I greeted her in Spanish and asked my well-rehearsed question. Ana was not having the best day and had not learned the dialogue I had so instead of responding, “No, Señor. No hablo ingles.”  She just abruptly said, with an offended tone, “No!”

So I offered my second Spanish sentence about my need to confirm my reservation.

I handed her my phone where thanks be to God I had put the booking number information. At first she handed the phone back saying she didn’t see anything but I realized the screen had shifted, returned it to her. I was so hopeful.
She asked for my passport, the need for which I caught, like a catcher the pitcher’s throw, as the words flew past me. In the end with my limited abilities we made it through. Thankfully I had just learned the number 40 so when she asked if my bus left at 840 I caught that too. So I thanked her profusely and departed with my printed bus ticket for the next morning.
I went to the Pilpil hostel and there the young woman behind the desk spoke limited English. She told me they were full.  She said, “All the hotels and hostels in the city are full because of the festival,” and my heart sank.  She said:  “If you want a room you need to book ahead.”
I told her I had booked a room but unfortunately it was in the wrong city.

I asked for options.  She said there were none, at first.  What happened next reminded me of the woman in the biblical Jars of Oil story who when asked what she had in her house and has said to Elisha the Prophet  “Your servant has nothing at all,” only to then recall the oil, saying “only a little jar of oil.” For this woman, having said, “There are no options,” remembered one, and said, “Well there is one place to try.” She directed me to a hotel literally a few blocks away. It was called the Estada Hotel.  I didn’t really want to know why this one place of all in the city might have a room.
I arrived there with little hope but duly following my feet. The blond slender 60-ish woman behind the desk spoke no English, so I explained my need for a room and thankfully she had one room left. It would cost 70€.
She gave me the key and I went up to the room.  It was the size of a closet, but had a bath in the room, and was clean.  I thought I’d shower but there’s no cold water. The hot was sizzling. So I decided to run a bath and then got cold to work on the sink (2 ft from bathtub) and tossed cold water to the water in the tub with the glass they had that was about 1/2c in size.
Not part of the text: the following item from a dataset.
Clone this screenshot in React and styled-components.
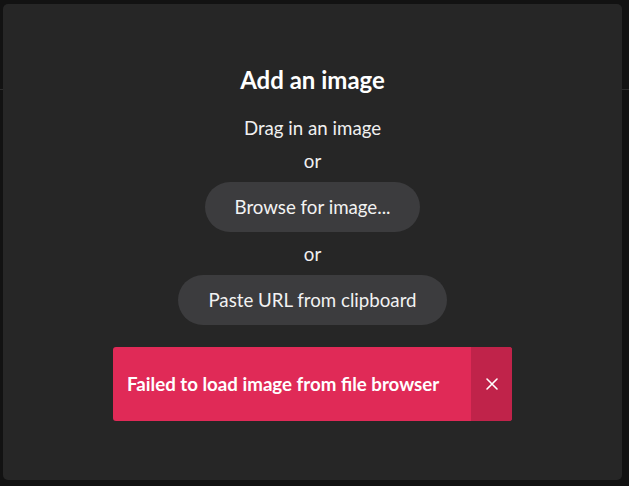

I tossed lots and lots of cold water laughing the whole while, and finally got it to a temperature I could tolerate.
I had not eaten since breakfast, so headed out, at 8 pm hoping to find something available.  At that point nothing was open, They were still closed for siesta.  It was a strange sight to see all the shops along the street shut up, as if for night, with great metal barriers pulled down in font of them.
At 830 I spotted a Chinese place with an “OPEN” sign.  I entered this fancy place, cloth table cloths and napkins, and elegant wall paper to find all the staff eating their meal in the back room, and no one but me yet in the restaurant.  The Chinese man, who came out from the back room to welcome me, spoke only Spanish. 😳 Well he also spoke Chinese but I’m not so good at that!! Again practicing a new language we communicated about the meal and true to form he thought I was from Germany!! As our oldest daughter, Anna, who is fluent in Spanish tells me, I speak Spanish like a German. The 3-course meal and beer was perfect, large and cost just 10€!!!
I went back to my room. On the way found a grocery store and stopped to buy fruit and veggies and meat for breakfast.
Then, the door to my room locked, I went to sleep.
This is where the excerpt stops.